MY_XML = {'url':'/pathToTree/myTree.xml', 'schema':'myXSD.xsd'}
2) In the project we have equally as many namespaces (very hard to manage). So what i did was again i created a single file that contained all the namespaces in the format lxml likes. Then in my tests and scripts i would just always pass the superset of namespaces.
ALL_NAMESPACES = {
'namespace1': 'http://www.example.org',
'namespace2': 'http://www.example2.org'
}
3) For basic/generic validation i ended up creating a basic function i could call:
def validateXML(content, schemaContent):
try:
xmlSchema_doc = etree.parse(schemaContent);
xmlSchema = etree.XMLSchema(xmlSchema_doc);
xml = etree.parse(StringIO(content));
except:
logging.critical("Could not parse schema or content to validate xml");
response['valid'] = False;
response['errorlog'] = "Could not parse schema or content to validate xml";
response = {}
# Validate the content against the schema.
try:
xmlSchema.assertValid(xml)
response['valid'] = True
response['errorlog'] = None
except etree.DocumentInvalid, info:
response['valid'] = False
response['errorlog'] = xmlSchema.error_log
return response
basically any function that wants to use this needs to send the xml content and the xsd content as strings. This provided me with the most flexability. I then just placed this function in a file where i had all my xml helper functions.
You could extract the schemas yourself and import them into a root schema:
from lxml import etree
XSI = "http://www.w3.org/2001/XMLSchema-instance"
XS = '{http://www.w3.org/2001/XMLSchema}'
SCHEMA_TEMPLATE = """<?xml version = "1.0" encoding = "UTF-8"?>
<xs:schema xmlns="http://dummy.libxml2.validator"
targetNamespace="http://dummy.libxml2.validator"
xmlns:xs="http://www.w3.org/2001/XMLSchema"
xmlns:xsi="http://www.w3.org/2001/XMLSchema-instance"
version="1.0"
elementFormDefault="qualified"
attributeFormDefault="unqualified">
</xs:schema>"""
def validate_XML(xml):
"""Validate an XML file represented as string.

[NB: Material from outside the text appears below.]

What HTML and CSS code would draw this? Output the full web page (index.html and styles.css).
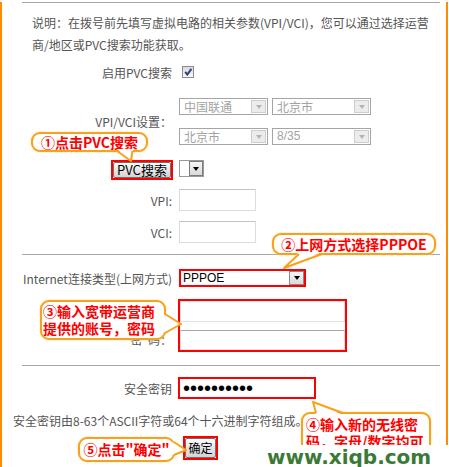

Follow all schemaLocations.
:param xml: XML represented as string.
:type xml: str
"""
tree = etree.XML(xml)
schema_tree = etree.XML(SCHEMA_TEMPLATE)
# Find all unique instances of 'xsi:schemaLocation="<namespace> <path-to-schema.xsd> ..."'
schema_locations = set(tree.xpath("//*/@xsi:schemaLocation", namespaces={'xsi': XSI}))
for schema_location in schema_locations:
# Split namespaces and schema locations ; use strip to remove leading
# and trailing whitespace.
namespaces_locations = schema_location.strip().split()
# Import all found namspace/schema location pairs
for namespace, location in zip(*[iter(namespaces_locations)] * 2):
xs_import = etree.Element(XS + "import")
xs_import.attrib['namespace'] = namespace
xs_import.attrib['schemaLocation'] = location
schema_tree.append(xs_import)
# Contstruct the schema
schema = etree.XMLSchema(schema_tree)
# Validate!
schema.assertValid(tree)
BTW, your simpletest.xsd is missing the targetNamespace.
<?xml version="1.0" encoding="UTF-8"?>
<xs:schema xmlns:xs="http://www.w3.org/2001/XMLSchema"
targetNamespace="http://www.example.org" elementFormDefault="qualified">
<xs:element name="name" type="xs:string"/>
</xs:schema>
With the code above, your example document validates against this schema.